Some historians see the repercussions of those ideas during the 18th-century as one of the factors to the instability of education in the 20th-century. A prominent figure in this matter rose during this time, Jean-Jacques Rousseau. He strongly believed and advocated for a more natural educational process. Rousseau believed that children unfold and develop intellectually, physically, and emotionally much like a plant.
Jean-Jacques Rousseau also believed, which we deeply share, that the child is innately good but that all social institutions, including schools, misconstrues the child of their own image. He strongly believed that the objective of education should be the natural development of the learner.

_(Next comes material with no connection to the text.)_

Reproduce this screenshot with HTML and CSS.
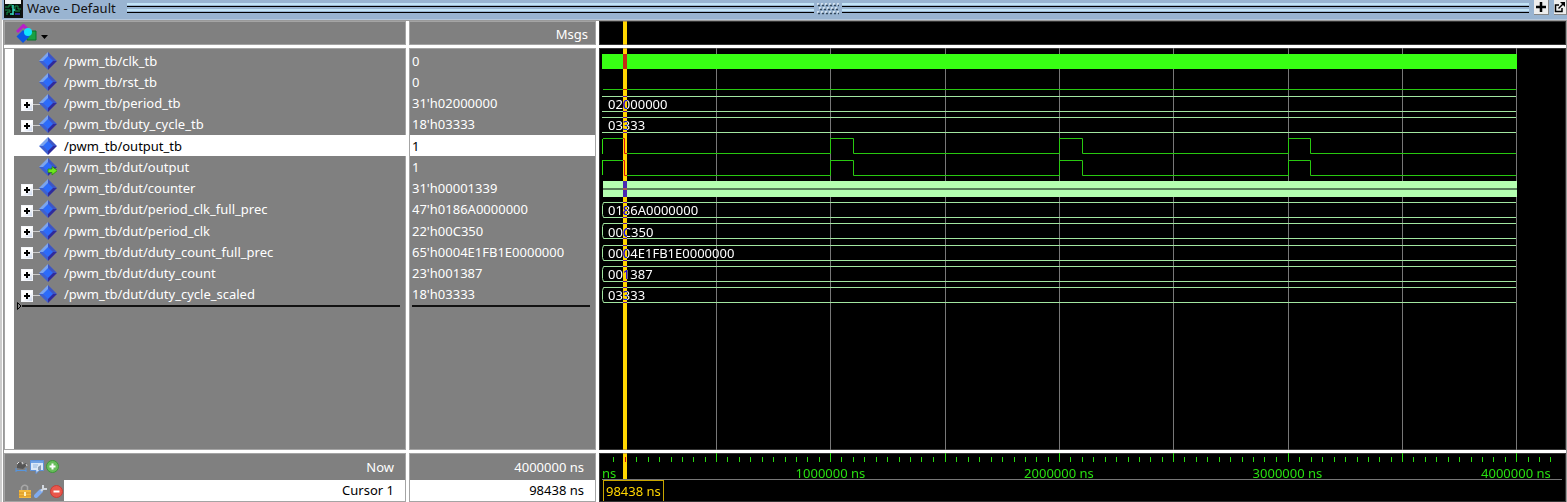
FILE: index.html
```html
<!DOCTYPE html>
<html lang="en">
<head>
<meta charset="utf-8">
<title>Wave - Default</title>
<link rel="stylesheet" href="styles.css">
</head>
<body>
<svg class="defs" aria-hidden="true">
  <symbol id="signal" viewBox="0 0 18 18">
    <path d="M9 0L0 9H5L9 5Z" fill="#7ba4ee"/>
    <path d="M9 0L18 9H13L9 5Z" fill="#3d55c4"/>
    <path d="M0 9L9 18V13L5 9Z" fill="#3e60cf"/>
    <path d="M18 9L9 18V13L13 9Z" fill="#2f2a9c"/>
    <path d="M9 4L14 9L9 14L4 9Z" fill="#2c6bfa"/>
  </symbol>
  <symbol id="signal-out" viewBox="0 0 18 18">
    <use href="#signal" width="18" height="18"/>
    <path d="M9 11H13V8.500L18.500 12.500L13 17V14.500H9Z" fill="#6de61c" stroke="#2b8a10" stroke-width=".8"/>
  </symbol>
</svg>
<main class="window">
  <header class="titlebar">
    <svg class="app-icon" width="19" height="18" viewBox="0 0 19 18">
      <path d="M0 0H19V18H0Z" fill="#111"/><path d="M1 0H17V4H1Z" fill="#f4f4f4"/><path d="M1 4H17V16H1Z" fill="#06120b"/>
      <path d="M1 7H5V5H8V8M1 10H6V12H3V15M11 6V11H16M11 6H14V9H17" fill="none" stroke="#17914b"/><path d="M9 5V15M6 14H9M9 10H11" fill="none" stroke="#39d9c0" stroke-width="1.500"/><path d="M11 14H16" stroke="#2b2a92" stroke-width="2"/>
    </svg>
    <h1 class="title">Wave - Default</h1>
    <span class="grip"></span>
    <svg class="dots" width="24" height="12" viewBox="0 0 24 12">
      <g fill="none" stroke-width="1.500" stroke-dasharray="2 2"><path d="M1 1H23M3 5H23M1 9H23" stroke="#e4eef8"/><path d="M2 2.500H23M4 6.500H23M2 10.500H23" stroke="#33475c"/></g>
    </svg>
    <span class="grip"></span>
    <button class="tool" aria-label="Add pane"><svg width="12" height="12" viewBox="0 0 12 12"><path d="M6 1V11M1 6H11" stroke="#000" stroke-width="2.500"/></svg></button>
    <button class="tool tool-last" aria-label="Undock"><svg width="12" height="12" viewBox="0 0 12 12"><path d="M5 4H1.500V10.500H8V7" fill="none" stroke="#000" stroke-width="1.500"/><path d="M4.500 7.500L9 3" stroke="#000" stroke-width="1.500"/><path d="M6 1H11V6Z"/></svg></button>
  </header>

  <div class="panes">
    <div class="cell head">
      <button class="picker" aria-label="Signal options">
        <svg width="34" height="20" viewBox="0 0 34 20"><path d="M1 8L7.500 1.500L12 6" fill="none" stroke="#b81ec8" stroke-width="3"/><path d="M11 7H20V16H11Z" fill="#18a043" stroke="#08742b"/><path d="M7 6L13.500 12.500L7 19L.500 12.500Z" fill="#0a55e4"/><circle cx="12" cy="8" r="4" fill="#12e4ff"/><path d="M25 11H32L28.500 15Z" fill="#000"/></svg>
      </button>
    </div>
    <div class="cell head msgs">Msgs</div>
    <div class="cell black"><i class="cursor" style="left:2.5%"></i></div>

    <div class="cell names">
      <ul class="rows">
        <li class="row"><svg class="sig"><use href="#signal"/></svg>/pwm_tb/clk_tb</li>
        <li class="row"><svg class="sig"><use href="#signal"/></svg>/pwm_tb/rst_tb</li>
        <li class="row"><button class="expand" aria-label="Expand period_tb"></button><svg class="sig"><use href="#signal"/></svg>/pwm_tb/period_tb</li>
        <li class="row"><button class="expand" aria-label="Expand duty_cycle_tb"></button><svg class="sig"><use href="#signal"/></svg>/pwm_tb/duty_cycle_tb</li>
        <li class="row selected"><svg class="sig"><use href="#signal"/></svg>/pwm_tb/output_tb</li>
        <li class="row"><svg class="sig"><use href="#signal-out"/></svg>/pwm_tb/dut/output</li>
        <li class="row"><button class="expand" aria-label="Expand counter"></button><svg class="sig"><use href="#signal"/></svg>/pwm_tb/dut/counter</li>
        <li class="row"><button class="expand" aria-label="Expand period_clk_full_prec"></button><svg class="sig"><use href="#signal"/></svg>/pwm_tb/dut/period_clk_full_prec</li>
        <li class="row"><button class="expand" aria-label="Expand period_clk"></button><svg class="sig"><use href="#signal"/></svg>/pwm_tb/dut/period_clk</li>
        <li class="row"><button class="expand" aria-label="Expand duty_count_full_prec"></button><svg class="sig"><use href="#signal"/></svg>/pwm_tb/dut/duty_count_full_prec</li>
        <li class="row"><button class="expand" aria-label="Expand duty_count"></button><svg class="sig"><use href="#signal"/></svg>/pwm_tb/dut/duty_count</li>
        <li class="row"><button class="expand" aria-label="Expand duty_cycle_scaled"></button><svg class="sig"><use href="#signal"/></svg>/pwm_tb/dut/duty_cycle_scaled</li>
      </ul>
      <div class="insert"><svg width="5" height="8" viewBox="0 0 5 8"><path d="M.500 .500L4 4L.500 7.500Z" fill="none" stroke="#000"/></svg><span class="insert-line"></span></div>
    </div>
    <div class="cell values">
      <ul class="rows">
        <li class="row">0</li><li class="row">0</li><li class="row">31'h02000000</li><li class="row">18'h03333</li>
        <li class="row selected">1</li><li class="row">1</li><li class="row">31'h00001339</li><li class="row">47'h0186A0000000</li>
        <li class="row">22'h00C350</li><li class="row">65'h0004E1FB1E0000000</li><li class="row">23'h001387</li><li class="row">18'h03333</li>
      </ul>
      <div class="insert"><span class="insert-line"></span></div>
    </div>
    <div class="cell black">
      <svg class="grid" viewBox="0 0 967 100" preserveAspectRatio="none"><path d="M117.500 0V100M231.500 0V100M346.500 0V100M460.500 0V100M574.500 0V100M689.500 0V100M803.500 0V100M917.500 0V100"/></svg>
      <svg class="waves" viewBox="0 0 967 260" preserveAspectRatio="none">
        <path class="clk" d="M3 6H918V21H3Z"/>
        <path class="bit" d="M4 41.500H917"/>
        <path class="bit" d="M4 90.500H25.500V105.500H231.500V90.500H254.500V105.500H460.500V90.500H483.500V105.500H689.500V90.500H711.500V105.500H917M4 112.500H25.500V127.500H231.500V112.500H254.500V127.500H460.500V112.500H483.500V127.500H689.500V112.500H711.500V127.500H917"/>
        <path class="edge" d="M3.500 91V106M3.500 112V127"/>
        <path class="bus" d="M3 48.500H917M3 63.500H917M3 69.500H917M3 84.500H917"/>
        <path class="counter" d="M4 133H918V140H4ZM4 142H918V149H4Z"/>
        <path class="counter-mid" d="M4 141H918"/>
        <path class="bus" d="M917 154.500H4.500L3.500 157.500V166.500L4.500 169.500H917M917 175.500H4.500L3.500 178.500V187.500L4.500 190.500H917M917 197.500H4.500L3.500 200.500V209.500L4.500 212.500H917M917 218.500H4.500L3.500 221.500V230.500L4.500 233.500H917M917 239.500H4.500L3.500 242.500V251.500L4.500 254.500H917"/>
      </svg>
      <ul class="rows bus-values">
        <li class="row"></li><li class="row"></li><li class="row">02000000</li><li class="row">03333</li>
        <li class="row"></li><li class="row"></li><li class="row"></li><li class="row">0186A0000000</li>
        <li class="row">00C350</li><li class="row">0004E1FB1E0000000</li><li class="row">001387</li><li class="row">03333</li>
      </ul>
      <i class="cursor" style="left:2.5%"></i>
    </div>

    <div class="cell foot">
      <div class="now">
        <span class="icons">
          <svg width="13" height="13" viewBox="0 0 13 13"><path d="M2 6L3 3L6 2L7 5L11 3L12 5L8 9L2 8Z" fill="#555"/><path d="M2 4L4 2M7 2L8 4M11 4L12 6" stroke="#ddd"/><path d="M1 10.500H11M1 8V12M11 8V12" stroke="#5795dd"/></svg>
          <svg width="14" height="14" viewBox="0 0 14 14"><path d="M.500 .500H13.500V10.500H9L6 13.500V10.500H.500Z" fill="#dbe8f8" stroke="#5d91d9"/><path d="M1 1H13V3H1Z" fill="#6ea1e5"/><path d="M3 5H8M3 7H7" stroke="#96b7dd"/><path d="M8 7L11 5V10H8Z" fill="#8a9bb0"/></svg>
          <svg width="13" height="13" viewBox="0 0 13 13"><circle cx="6.500" cy="6.500" r="6" fill="#68bd5b" stroke="#3c9838"/><path d="M6.500 3.500V9.500M3.500 6.500H9.500" stroke="#fff" stroke-width="2"/></svg>
        </span>
        <span class="label">Now</span>
      </div>
      <div class="cur">
        <span class="icons cur-icons">
          <svg width="14" height="14" viewBox="0 0 14 14"><path d="M3.500 6V3.500Q6 -.500 9.500 2.500V6" fill="none" stroke="#a7a7a7" stroke-width="1.500"/><path d="M1 6H13V14H1Z" fill="#f3b83d"/><path d="M1 9H13M1 12H13" stroke="#d58f20"/><path d="M6 8H8V12H6Z" fill="#fff1bd"/></svg>
          <svg width="14" height="14" viewBox="0 0 14 14"><path d="M2 12L7 7" stroke="#7fabf0" stroke-width="4" stroke-linecap="round"/><path d="M7 7L10 4M9 1V4L10 5H13" fill="none" stroke="#d3d8df" stroke-width="2"/></svg>
          <svg width="13" height="13" viewBox="0 0 13 13"><circle cx="6.500" cy="6.500" r="6" fill="#e9564b" stroke="#ca3c35"/><path d="M3.500 6.500H9.500" stroke="#fff" stroke-width="2"/></svg>
        </span>
        <span class="label">Cursor 1</span>
      </div>
    </div>
    <div class="cell foot">
      <div class="now"><span class="label">4000000 ns</span></div>
      <div class="cur"><span class="label">98438 ns</span></div>
    </div>
    <div class="cell black foot">
      <div class="ruler">
        <svg class="ticks" viewBox="0 0 967 10" preserveAspectRatio="none">
          <defs><path id="minor" d="M11.500 4V9M23.500 4V9M34.500 4V9M46.500 4V9M57.500 4V9M69.500 4V9M80.500 4V9M91.500 4V9M103.500 4V9"/></defs>
          <use href="#minor" x="3"/><use href="#minor" x="117"/><use href="#minor" x="231"/><use href="#minor" x="346"/><use href="#minor" x="460"/><use href="#minor" x="574"/><use href="#minor" x="689"/><use href="#minor" x="803"/>
          <path d="M117.500 0V9M231.500 0V9M346.500 0V9M460.500 0V9M574.500 0V9M689.500 0V9M803.500 0V9M917.500 0V9M929.500 4V9M940.500 4V9M951.500 4V9"/>
        </svg>
        <div class="times">
          <span class="time time-start">ns</span>
          <span class="time" style="left:23.8%">1000000 ns</span>
          <span class="time" style="left:47.6%">2000000 ns</span>
          <span class="time" style="left:71.4%">3000000 ns</span>
          <span class="time" style="left:95.2%">4000000 ns</span>
        </div>
        <i class="cursor" style="left:2.5%"></i>
      </div>
      <div class="cursor-time"><span class="stamp">98438 ns</span></div>
    </div>
  </div>
</main>
</body>
</html>
```
FILE: styles.css
```css
* { box-sizing: border-box; }
body { margin: 0; font: 13px/20px "Noto Sans", sans-serif; background: #fff; overflow: hidden; }
.defs { position: absolute; width: 0; height: 0; }
button { padding: 0; border: 0; background: none; }
ul { list-style: none; margin: 0; padding: 0; }

.window { display: flex; flex-direction: column; min-height: 100vh; border-left: 2px solid #ccc; }

.titlebar { display: flex; align-items: flex-start; height: 20px; padding-left: 2px; background: #99b4d1; border-bottom: 1px solid #b6c8dc; }
.app-icon { flex: none; }
.title { margin: 0 11px 0 4px; font-size: 13px; font-weight: 400; line-height: 17px; color: #111; white-space: nowrap; }
.grip { flex: 690 1 0; height: 10px; margin-top: 3px; background: linear-gradient(#c2e4f6 2px, #99b4d1 2px 3px, #000 3px 4px, #99b4d1 4px 6px, #c2e4f6 6px 8px, #99b4d1 8px 9px, #000 9px); }
.dots { flex: none; margin: 3px 2px 0; }
.tool { flex: none; display: flex; align-items: center; justify-content: center; width: 15px; height: 15px; margin-left: 5px; background: #eee; border-right: 1px solid #888; border-bottom: 1px solid #888; }
.tool-last { width: 13px; }

.panes { flex: 1; display: grid; grid-template-columns: 402px 187px 1fr; grid-template-rows: 24px 1fr 49px; gap: 3px; margin-left: 1px; background: #fff; border-top: 1px solid #999; border-left: 1px solid #999; border-right: 1px solid #999; }
.cell { position: relative; min-width: 0; color: #fff; background: #808080; outline: 1px solid #a4a4a4; outline-offset: -1px; }
.black { background: #000; isolation: isolate; overflow: hidden; outline-color: #333; }
.picker { display: block; margin: 3px 0 0 12px; height: 20px; }
.msgs { padding: 3px 8px 0 0; text-align: right; }

.names { border-left: 10px solid #fff; }
.rows { display: grid; grid-template-rows: repeat(12, 1fr); height: 255px; margin-top: 2px; }
.row { display: flex; align-items: center; white-space: nowrap; }
.names .row { position: relative; padding-left: 25px; }
.selected { background: #fff; color: #000; }
.sig { width: 18px; height: 18px; margin-right: 7px; flex: none; }
.expand { position: absolute; left: 7px; top: 6px; width: 12px; height: 12px; background: linear-gradient(#000, #000) center/6px 2px no-repeat, linear-gradient(#000, #000) center/2px 6px no-repeat, linear-gradient(135deg, #fff 50%, #c8d4ea); border: 1px solid #f4f6fa; }
.expand::after { content: ""; position: absolute; left: 11px; top: 4px; width: 7px; height: 1px; background: #ccc; }
.values .row { padding-left: 3px; }
.insert { display: flex; align-items: center; height: 2px; padding: 0 6px 0 3px; }
.insert svg { flex: none; }
.insert-line { flex: 1; height: 2px; background: #111; }

.grid, .waves { position: absolute; left: 0; top: 0; width: 100%; height: 100%; fill: none; stroke: #777; }
.waves { height: 260px; stroke-width: 1; }
.clk { fill: #38ff14; stroke: none; }
.bit { stroke: #28c810; }
.edge { stroke: #2fe010; }
.bus { stroke: #a2e6a0; }
.counter { fill: #b4ffb0; stroke: none; }
.counter-mid { stroke: #57805a; stroke-width: 2; }
.bus-values { position: relative; padding: 1px 0 0 9px; height: 256px; }
.cursor { position: absolute; top: 0; bottom: 0; width: 4px; background: #ffd600; mix-blend-mode: difference; }

.foot { display: flex; flex-direction: column; }
.now { display: flex; align-items: center; height: 27px; padding: 0 12px 0 11px; }
.cur { display: flex; flex: 1; color: #000; background: #fff; padding-right: 12px; }
.label { margin-left: auto; }
.icons { display: flex; align-items: center; gap: 2px; }
.cur-icons { width: 60px; padding-left: 14px; background: #808080; }

.ruler { position: relative; height: 28px; border-bottom: 1px solid #777; margin: 0 4px 0 3px; color: #28e010; }
.ticks { position: absolute; left: -3px; top: 0; width: calc(100% + 7px); height: 10px; stroke: #28d810; }
.times { position: absolute; left: 0; right: 0; top: 10px; height: 18px; }
.time { position: absolute; top: 0; transform: translateX(-50%); white-space: nowrap; }
.time-start { left: 0; transform: none; }
.ruler .cursor { margin-left: -3px; }
.cursor-time { flex: 1; display: flex; padding-left: 4px; }
.stamp { padding: 0 2px; border: 1px solid #c8a600; color: #ffd600; }
```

The Solution To The Problem
This section is very much straightforward as it is also complex. In terms of what the solution entails is quite simple: Focus on the natural development of the learner and cultivate the innate urge and willingness to explore and grow through self-chosen activities. However, it is the shift back to a natural education process that can be complex.
Escaping from the spider-web, if you will, and regimen of the standardized education system is not a simple and short process. These systems were input in place for a reason and are, as one would assume, very well engineered. Standardized education has evolved and there is evident progress to focus on natural learning. Conversely, we are defined by our history and we are only at the edge of the tipping point. The beginning of a shift in mindset is palpable within Humanity. Most of us are starting to seek within ourselves.
There is a natural flowing curiosity reemerging within us. We deeply believe that the very same innate desire that connects us back to our origins still resides within us. The very same makes The Higher Path Project push forward and sense the amazing possibilities. It is simply a matter of time. A matter of natural realignment.
Standardized Education or Natural Education?
We are not walking the same path nor do we walk at the same pace. Remember, there are beauty and purpose in the uniqueness in each of us. While some might prefer a more standardized education (or structured), others might lean towards a natural education.